Comment préparer son enfant à dire « non » quand on lui propose de la drogue  ?

Il faut être vigilant avec l’argent de poche qu’on leur donne. Surtout ne pas compenser l’absence par de l’argent !

L’école a-t-elle un rôle à jouer en matière de prévention ?

Je pense que oui… Quelques sympathiques bénévoles interviennent de temps en temps dans les classes. Mais ce qui fonctionne le mieux en matière de prévention, ce sont les personnes qui viennent témoigner de leurs accidents !

Parmi les dérives de l’été, on constate aussi la tendance aux régimes injustifiés chez les jeunes filles. Cela peut-il laisser des séquelles ?

Il me semble que tout régime est injustifié chez un ado, hormis en cas de surpoids.

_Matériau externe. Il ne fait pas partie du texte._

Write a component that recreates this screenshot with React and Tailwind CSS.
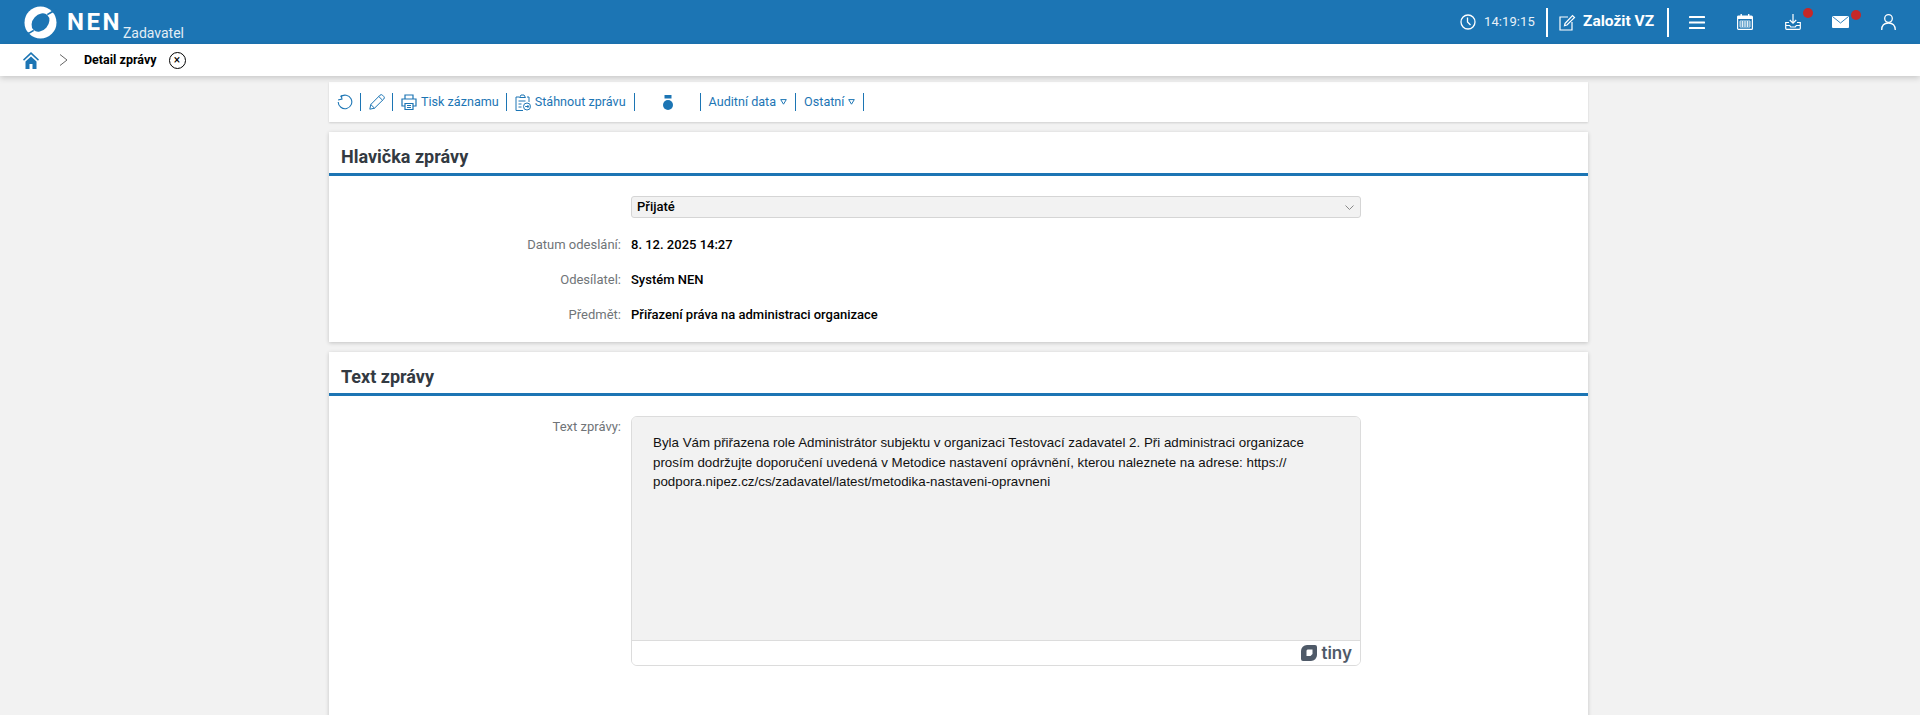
const Sep = ({ className = "" }) => <span className={`w-px h-[18px] bg-[#1c75b4] shrink-0 ${className}`} />;

const HeadSep = ({ className = "" }) => <span className={`w-[2px] h-[29px] bg-white shrink-0 ${className}`} />;

const Row = ({ label, children }) => (
  <div className="flex items-center h-[35px]">
    <div className="w-[292px] text-right text-[13px] text-[#707478]">{label}:</div>
    <div className="ml-[10px] text-[13px] font-medium text-black">{children}</div>
  </div>
);

const Dot = () => <span className="absolute top-[-6px] right-[-12px] w-[10px] h-[10px] rounded-full bg-[#c62828]" />;

const CardTitle = ({ children }) => (
  <div className="h-[44px] pl-[12px] pt-[7px] flex items-center border-b-[3px] border-[#1c75b4] text-[18px] font-bold text-[#333a42]">
    {children}
  </div>
);

const Triangle = ({ className = "" }) => (
  <svg width="7" height="6" viewBox="0 0 7 6" fill="none" stroke="#1c75b4" className={className}>
    <path d="M.7.6h5.6L3.5 5.2z" />
  </svg>
);

const App = () => {
  return (
    <div className="h-[715px] overflow-hidden bg-[#f2f2f2] font-['Roboto',sans-serif]">
      <header className="h-[44px] bg-[#1c75b4] flex items-center text-white">
        <div className="flex items-center pl-[24px]">
          <svg width="33" height="33" viewBox="0 0 34 34">
            <circle cx="17" cy="17" r="16.500" fill="#fff" />
            <ellipse cx="17" cy="17" rx="8" ry="10.500" transform="rotate(42 17 17)" fill="#1c75b4" />
            <path d="M24 9C28 6 31 5 34 4.500M10 25C6 28 3 29 0 29.500" fill="none" stroke="#1c75b4" strokeWidth="1.600" />
          </svg>
          <span className="ml-[10px] text-[24px] leading-none font-bold tracking-[2.5px]">NEN</span>
          <span className="ml-[1px] pt-[22px] text-[14px] leading-none text-[#e3eef6]">Zadavatel</span>
        </div>
        <div className="ml-auto mr-[24px] flex items-center h-full">
          <svg width="16" height="16" viewBox="0 0 16 16" fill="none" stroke="#fff" strokeWidth="1.3">
            <circle cx="8" cy="8" r="7" />
            <path d="M7.5 3.5V8l3 3" />
          </svg>
          <span className="ml-[8px] w-[49px] text-[13px] tracking-[0.1px] text-[#e8f1f8]">14:19:15</span>
          <HeadSep className="ml-[13px]" />
          <svg width="17" height="17" viewBox="0 0 17 17" fill="none" stroke="#fff" strokeWidth="1.2" className="ml-[11px]">
            <path d="M9 3H1v13h12V8" />
            <path d="M6 9.5 13.5 1.5l2 2L8 11l-2.5.7z" />
          </svg>
          <span className="ml-[7px] w-[72px] text-[15.5px] font-bold whitespace-nowrap">Založit VZ</span>
          <HeadSep className="ml-[12px]" />
          <svg width="16" height="13" viewBox="0 0 16 13" fill="#fff" className="ml-[20px]">
            <rect width="16" height="2" rx=".5" />
            <rect y="5.5" width="16" height="2" rx=".5" />
            <rect y="11" width="16" height="2" rx=".5" />
          </svg>
          <svg width="16" height="16" viewBox="0 0 16 16" className="ml-[32px]">
            <rect x="0.6" y="2" width="14.8" height="13.4" rx="1" fill="none" stroke="#fff" strokeWidth="1.2" />
            <rect x="1" y="2" width="14" height="3" fill="#fff" />
            <rect x="3.5" y="0" width="1.4" height="3" fill="#fff" />
            <rect x="11" y="0" width="1.4" height="3" fill="#fff" />
            <path d="M3 7h10v6H3zM3 9h10M3 11h10M5.5 7v6M8 7v6M10.5 7v6" fill="none" stroke="#fff" strokeWidth=".8" />
          </svg>
          <span className="relative ml-[32px]">
            <svg width="16" height="16" viewBox="0 0 16 16" fill="none" stroke="#fff" strokeWidth="1.2" className="block">
              <path d="M8 0v9M4.800 6 8 9.200 11.200 6" />
              <path d="M4 8.500H.7v5.800a1 1 0 0 0 1 1h12.600a1 1 0 0 0 1-1V8.500H12M.7 11.500h4l1 1.500h4.600l1-1.500h4" />
            </svg>
            <Dot />
          </span>
          <span className="relative ml-[31px]">
            <svg width="17" height="12" viewBox="0 0 17 12" className="block">
              <rect width="17" height="12" rx="1" fill="#fff" />
              <path d="M.5.5 8.500 7 16.500.5" fill="none" stroke="#1c75b4" strokeWidth=".9" />
            </svg>
            <Dot />
          </span>
          <svg width="15" height="16" viewBox="0 0 15 16" fill="none" stroke="#fff" strokeWidth="1.3" className="ml-[32px]">
            <circle cx="7.500" cy="4.500" r="3.800" />
            <path d="M.7 16c0-4.500 2.500-7 6.800-7s6.800 2.500 6.800 7" />
          </svg>
        </div>
      </header>

      <nav className="h-[32px] bg-white flex items-center pl-[23px] shadow-[0_2px_6px_rgba(0,0,0,0.18)] relative">
        <svg width="16" height="17" viewBox="0 0 16 17" fill="#1c75b4">
          <path d="M8 0 0 7.500l1 1.200 7-6.500 7 6.500 1-1.200zM2.500 9.500V17h4v-5h3v5h4V9.500L8 4.500z" />
        </svg>
        <svg width="9" height="12" viewBox="0 0 9 12" fill="none" stroke="#666" strokeWidth="1" className="ml-[20px]">
          <path d="M1 .5 8 6l-7 5.500" />
        </svg>
        <span className="ml-[16px] text-[12.500px] font-bold text-black">Detail zprávy</span>
        <span className="ml-[12px] w-[17px] h-[17px] rounded-full border border-black flex items-center justify-center text-[12px] leading-none">×</span>
      </nav>

      <main className="w-[1259px] ml-[329px] pt-[6px] flex flex-col gap-[10px]">
        <div className="h-[40px] bg-white shadow-[0_1px_2px_rgba(0,0,0,0.15)] flex items-center pl-[8px] text-[12.600px] text-[#1c75b4]">
          <svg width="16" height="16" viewBox="0 0 16 16" fill="none" stroke="#1c75b4" strokeWidth="1.100">
            <path d="M3.500 2.800A6.800 6.800 0 1 1 1.200 8" />
            <path d="M.7 5.500h4V1.500" transform="rotate(-12 3 4)" />
          </svg>
          <Sep className="ml-[7px]" />
          <svg width="16" height="16" viewBox="0 0 16 16" fill="none" stroke="#1c75b4" strokeWidth="1" className="ml-[8px]">
            <path d="M.8 15.200l1-4.700L11 1.200a1.800 1.800 0 0 1 2.500 0l1.300 1.300a1.800 1.800 0 0 1 0 2.500L5.500 14.200zM1.800 10.500l3.700 3.700M9.800 2.500l3.700 3.700" />
          </svg>
          <Sep className="ml-[7px]" />
          <svg width="16" height="16" viewBox="0 0 16 16" fill="none" stroke="#1c75b4" strokeWidth="1.200" className="ml-[8px]">
            <path d="M4 5V1h8v4M4 12H1V5h14v7h-3M4 9.500h8v6H4zM6 11.500h4M6 13.500h4" />
          </svg>
          <span className="ml-[4px]">Tisk záznamu</span>
          <Sep className="ml-[7px]" />
          <svg width="16" height="17" viewBox="0 0 16 17" fill="none" stroke="#1c75b4" strokeWidth="1" className="ml-[8px]">
            <path d="M4 3H1v13.500h7M12 3h2v5M4.500 3.500 6 1h3l1.500 2.500zM3.500 7h7M3.500 10h3M3.500 13h3" />
            <circle cx="12" cy="12.500" r="3.500" />
            <path d="M10.200 12.500h3.500M12.500 11l1.300 1.500-1.300 1.500" />
          </svg>
          <span className="ml-[4px]">Stáhnout zprávu</span>
          <Sep className="ml-[8px]" />
          <svg width="10" height="15" viewBox="0 0 10 15" fill="#1c75b4" className="ml-[28px]">
            <rect x="1.500" y="0" width="7" height="3.500" />
            <circle cx="5" cy="10" r="5" />
          </svg>
          <Sep className="ml-[27px]" />
          <span className="ml-[8px]">Auditní data</span>
          <Triangle className="ml-[4px]" />
          <Sep className="ml-[8px]" />
          <span className="ml-[8px]">Ostatní</span>
          <Triangle className="ml-[4px]" />
          <Sep className="ml-[8px]" />
        </div>

        <section className="h-[210px] bg-white shadow-[0_1px_4px_rgba(0,0,0,0.2)]">
          <CardTitle>Hlavička zprávy</CardTitle>
          <div className="ml-[302px] mt-[20px] w-[730px] h-[22px] bg-[#f2f2f2] border border-[#d5d5d5] rounded-[3px] flex items-center justify-between pl-[5px] pr-[6px] text-[13px] font-medium text-black">
            Přijaté
            <svg width="9" height="5" viewBox="0 0 9 5" fill="none" stroke="#888">
              <path d="M.5.500 4.500 4.500 8.500.500" />
            </svg>
          </div>
          <div className="mt-[9px]">
            <Row label="Datum odeslání">8. 12. 2025 14:27</Row>
            <Row label="Odesílatel">Systém NEN</Row>
            <Row label="Předmět">Přiřazení práva na administraci organizace</Row>
          </div>
        </section>

        <section className="h-[400px] bg-white shadow-[0_1px_4px_rgba(0,0,0,0.2)]">
          <CardTitle>Text zprávy</CardTitle>
          <div className="flex mt-[20px]">
            <div className="w-[292px] text-right text-[13px] text-[#707478] pt-[1px]">Text zprávy:</div>
            <div className="ml-[10px] w-[730px] h-[250px] border border-[#dcdcdc] rounded-[6px] overflow-hidden flex flex-col">
              <div className="flex-1 bg-[#f2f2f2] pt-[16px] pl-[21px] pr-[20px] font-['Liberation_Sans',sans-serif] text-[13.330px] leading-[19.5px] text-[#111111]">
                Byla Vám přiřazena role Administrátor subjektu v organizaci Testovací zadavatel 2. Při administraci organizace
                <br />
                prosím dodržujte doporučení uvedená v Metodice nastavení oprávnění, kterou naleznete na adrese: https://
                <br />
                podpora.nipez.cz/cs/zadavatel/latest/metodika-nastaveni-opravneni
              </div>
              <div className="h-[25px] bg-white border-t border-[#dcdcdc] flex items-center justify-end pr-[8px] gap-[4px] text-[#4f5a68]">
                <svg width="16" height="16" viewBox="0 0 16 16" fill="#4f5a68">
                  <path fillRule="evenodd" d="M6 0h8a2 2 0 0 1 2 2v8a6 6 0 0 1-6 6H2a2 2 0 0 1-2-2V6a6 6 0 0 1 6-6zm-.500 5.500v5.500h4l2-2V4.500h-5z" />
                </svg>
                <span className="text-[17px] font-semibold leading-none font-['Inter',sans-serif]">tiny</span>
              </div>
            </div>
          </div>
        </section>
      </main>
    </div>
  );
};

export default App;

La personne doit alors être prise en charge par un spécialiste. A cet âge, les régimes sont inutiles. Ils répondent simplement à une pression, à la dictature de la minceur. Une ado peut très vite basculer dans l’anorexie. Pour éviter cela, rien de mieux que de se mettre à table au moins une fois par jour avec ses enfants et d’observer leur comportement alimentaire. Plus les régimes sont commencés tôt plus l’organisme est détraqué ! Pour moi, il est essentiel de pousser les enfants à faire du sport. Valorisez votre enfant, dîtes-lui qu’il est beau et évitez les surnoms tel « Bouboule »…

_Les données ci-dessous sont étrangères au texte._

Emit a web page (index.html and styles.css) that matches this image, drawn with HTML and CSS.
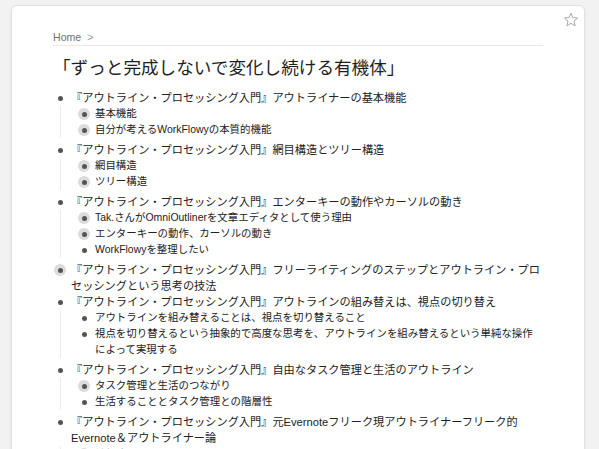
FILE: index.html
```html
<!DOCTYPE html>
<html lang="ja">

<head>
  <meta charset="UTF-8">
  <meta name="viewport" content="width=device-width, initial-scale=1.0">
  <title>ずっと完成しないで変化し続ける有機体</title>
  <link rel="stylesheet" href="styles.css">
</head>

<body>
  <div class="page">
    <a class="star" href="#" title="Star">
      <svg width="16" height="16" viewBox="0 0 16 16">
        <path d="M8 1.2 L9.9 5.6 L14.6 6 L11 9.1 L12.1 13.8 L8 11.3 L3.9 13.8 L5 9.1 L1.4 6 L6.1 5.6 Z" fill="none" stroke="#a8a8a8" stroke-width="1" stroke-linejoin="round" />
      </svg>
    </a>

    <div class="breadcrumbs">
      <a href="#">Home</a><span class="sep">&gt;</span>
    </div>

    <h1 class="title">「ずっと完成しないで変化し続ける有機体」</h1>

    <ul class="outline">
      <li>
        <div class="row"><span class="bullet"></span><span class="name">『アウトライン・プロセッシング入門』アウトライナーの基本機能</span></div>
        <ul class="children">
          <li><div class="row"><span class="bullet closed"></span><span class="name">基本機能</span></div></li>
          <li><div class="row"><span class="bullet closed"></span><span class="name">自分が考えるWorkFlowyの本質的機能</span></div></li>
        </ul>
      </li>
      <li>
        <div class="row"><span class="bullet"></span><span class="name">『アウトライン・プロセッシング入門』網目構造とツリー構造</span></div>
        <ul class="children">
          <li><div class="row"><span class="bullet closed"></span><span class="name">網目構造</span></div></li>
          <li><div class="row"><span class="bullet closed"></span><span class="name">ツリー構造</span></div></li>
        </ul>
      </li>
      <li>
        <div class="row"><span class="bullet"></span><span class="name">『アウトライン・プロセッシング入門』エンターキーの動作やカーソルの動き</span></div>
        <ul class="children">
          <li><div class="row"><span class="bullet closed"></span><span class="name">Tak.さんがOmniOutlinerを文章エディタとして使う理由</span></div></li>
          <li><div class="row"><span class="bullet closed"></span><span class="name">エンターキーの動作、カーソルの動き</span></div></li>
          <li><div class="row"><span class="bullet"></span><span class="name">WorkFlowyを整理したい</span></div></li>
        </ul>
      </li>
      <li>
        <div class="row"><span class="bullet closed"></span><span class="name">『アウトライン・プロセッシング入門』フリーライティングのステップとアウトライン・プロセッシングという思考の技法</span></div>
      </li>
      <li>
        <div class="row"><span class="bullet"></span><span class="name">『アウトライン・プロセッシング入門』アウトラインの組み替えは、視点の切り替え</span></div>
        <ul class="children">
          <li><div class="row"><span class="bullet"></span><span class="name">アウトラインを組み替えることは、視点を切り替えること</span></div></li>
          <li><div class="row"><span class="bullet"></span><span class="name">視点を切り替えるという抽象的で高度な思考を、アウトラインを組み替えるという単純な操作によって実現する</span></div></li>
        </ul>
      </li>
      <li>
        <div class="row"><span class="bullet"></span><span class="name">『アウトライン・プロセッシング入門』自由なタスク管理と生活のアウトライン</span></div>
        <ul class="children">
          <li><div class="row"><span class="bullet closed"></span><span class="name">タスク管理と生活のつながり</span></div></li>
          <li><div class="row"><span class="bullet"></span><span class="name">生活することとタスク管理との階層性</span></div></li>
        </ul>
      </li>
      <li>
        <div class="row"><span class="bullet"></span><span class="name">『アウトライン・プロセッシング入門』元Evernoteフリーク現アウトライナーフリーク的Evernote＆アウトライナー論</span></div>
        <ul class="children">
          <li><div class="row"><span class="bullet closed"></span><span class="name">はじめに</span></div></li>
        </ul>
      </li>
    </ul>
  </div>
</body>

</html>
```

FILE: styles.css
```css
* {
  box-sizing: border-box;
}

html,
body {
  overflow: hidden;
}

body {
  margin: 0;
  background: #f2f2f3;
  color: #222;
  font-family: "Liberation Sans", "Noto Sans CJK JP", sans-serif;
}

.page {
  position: relative;
  width: 574px;
  min-height: 600px;
  margin: 5px 0 0 11px;
  padding: 0 41px;
  background: #fff;
  border: 1px solid #e2e2e2;
  border-radius: 6px;
  box-shadow: 0 1px 3px rgba(0, 0, 0, .08);
}

.star {
  position: absolute;
  top: 6px;
  right: 5px;
  display: block;
  width: 16px;
  height: 16px;
}

.star svg {
  display: block;
}

.breadcrumbs {
  padding-top: 23px;
  padding-bottom: 0;
  font-size: 10.6px;
  line-height: 16px;
  color: #707070;
  border-bottom: 1px solid #e8e8e8;
}

.breadcrumbs a {
  color: #707070;
  text-decoration: none;
}

.breadcrumbs .sep {
  margin-left: 6px;
  color: #999;
}

.title {
  margin: 10px 0 0 0;
  font-size: 17.6px;
  line-height: 24px;
  font-weight: normal;
  color: #1e1e1e;
}

.outline,
.children {
  list-style: none;
  margin: 0;
  padding: 0;
}

.outline {
  margin: 10px 0 0 -3px;
}

.row {
  display: flex;
  align-items: flex-start;
  font-size: 11.2px;
  line-height: 16px;
}

.children .row {
  font-size: 10.45px;
}

.bullet {
  flex: none;
  position: relative;
  width: 20px;
  height: 16px;
  margin-right: 1px;
}

.bullet::after {
  content: "";
  position: absolute;
  left: 7.5px;
  top: 5.5px;
  width: 5px;
  height: 5px;
  border-radius: 50%;
  background: #555;
}

.bullet.closed::before {
  content: "";
  position: absolute;
  left: 4px;
  top: 2px;
  width: 12px;
  height: 12px;
  border-radius: 50%;
  background: #dcdcdc;
}

.children {
  margin: 0 0 4px 10px;
  padding-left: 13px;
  border-left: 1px solid #ececec;
}
```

Quels conseils donnez-vous pour aborder l’été ?

En été, l’excès peut avoir lieu chaque soir. Il ne faut pas accepter que son ado dorme jusqu’à 13 h, parce qu’il est rentré complètement «murgé» à 4 h du matin. Nul n’est obligé d’accepter d’avoir « une larve » en vacances avec lui ! On a le droit de fixer des limites, de le réveiller à 11 h pour déjeuner tous ensemble ! Le laisser dormir une fois de temps en temps c’est acceptable, mais pas tous les jours. Les grands-parents ont aussi un rôle à jouer, car ce sont souvent eux qui les gardent en été. Je crois qu’aucun ado ne peut en vouloir à un adulte de s’intéresser à lui, même lorsqu’il s’agit de lui interdire quelque chose.